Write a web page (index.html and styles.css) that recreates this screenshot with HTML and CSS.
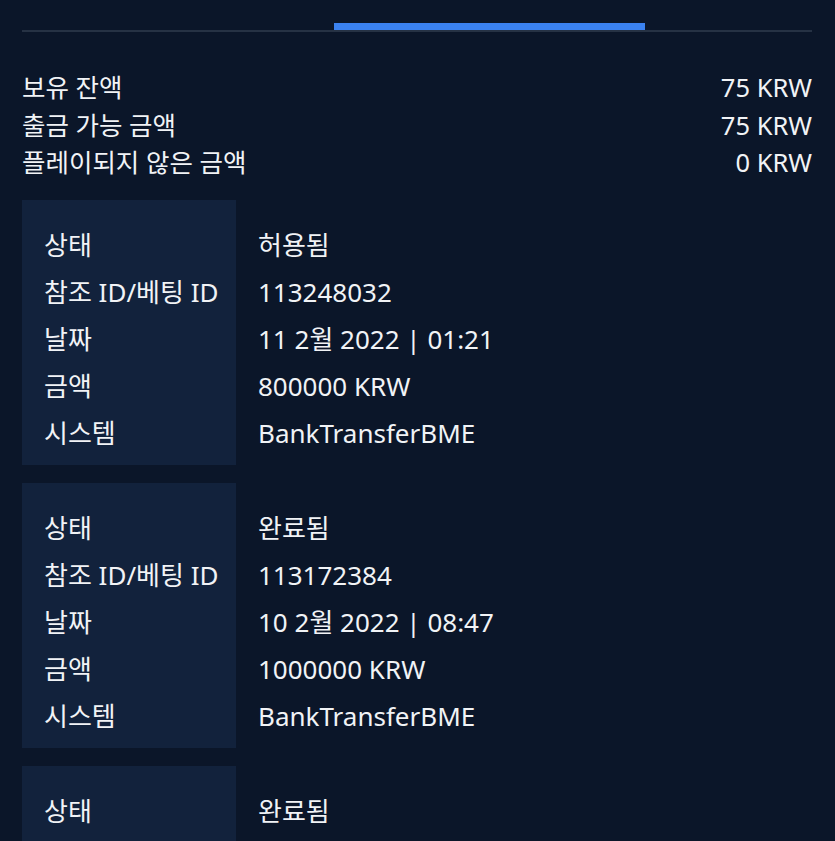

...

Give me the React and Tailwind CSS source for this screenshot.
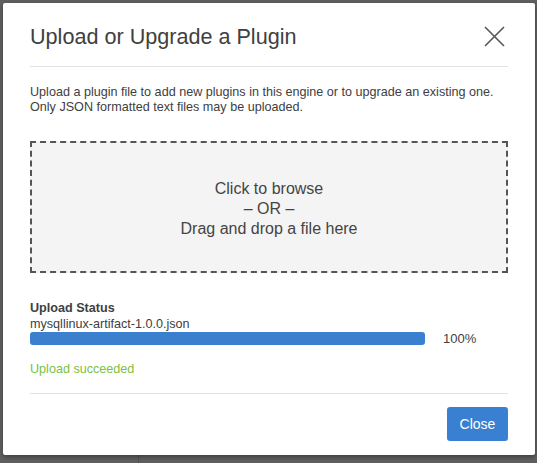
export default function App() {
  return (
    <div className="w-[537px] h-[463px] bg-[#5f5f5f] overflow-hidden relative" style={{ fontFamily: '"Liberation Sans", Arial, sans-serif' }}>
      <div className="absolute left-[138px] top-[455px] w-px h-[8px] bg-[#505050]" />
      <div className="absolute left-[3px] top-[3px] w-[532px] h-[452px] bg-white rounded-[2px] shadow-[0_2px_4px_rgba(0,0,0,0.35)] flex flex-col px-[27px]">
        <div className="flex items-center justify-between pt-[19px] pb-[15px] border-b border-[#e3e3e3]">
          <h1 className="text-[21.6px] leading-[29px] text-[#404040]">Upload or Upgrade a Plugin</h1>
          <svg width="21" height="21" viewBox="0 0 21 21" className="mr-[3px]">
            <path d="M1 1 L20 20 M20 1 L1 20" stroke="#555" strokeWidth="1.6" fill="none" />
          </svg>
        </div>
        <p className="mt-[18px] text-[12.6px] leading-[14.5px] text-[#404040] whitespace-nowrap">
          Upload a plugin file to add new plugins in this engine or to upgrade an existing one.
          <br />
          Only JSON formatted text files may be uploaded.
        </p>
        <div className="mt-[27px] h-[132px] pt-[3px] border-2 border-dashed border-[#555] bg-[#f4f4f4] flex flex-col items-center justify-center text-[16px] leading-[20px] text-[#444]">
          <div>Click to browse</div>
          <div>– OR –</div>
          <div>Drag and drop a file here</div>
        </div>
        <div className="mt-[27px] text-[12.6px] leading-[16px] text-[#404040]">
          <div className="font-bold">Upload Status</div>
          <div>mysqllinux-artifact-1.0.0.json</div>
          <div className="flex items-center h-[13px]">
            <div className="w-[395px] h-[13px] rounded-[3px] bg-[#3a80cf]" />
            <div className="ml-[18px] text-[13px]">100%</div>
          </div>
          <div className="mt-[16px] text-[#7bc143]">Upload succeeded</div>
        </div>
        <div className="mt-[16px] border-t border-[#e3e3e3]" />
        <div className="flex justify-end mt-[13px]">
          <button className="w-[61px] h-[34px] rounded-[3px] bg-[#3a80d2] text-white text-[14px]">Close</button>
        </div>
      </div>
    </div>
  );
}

**Problem to solve:** Give the count of lines containing "this", with no added text.

**Written answer:** 3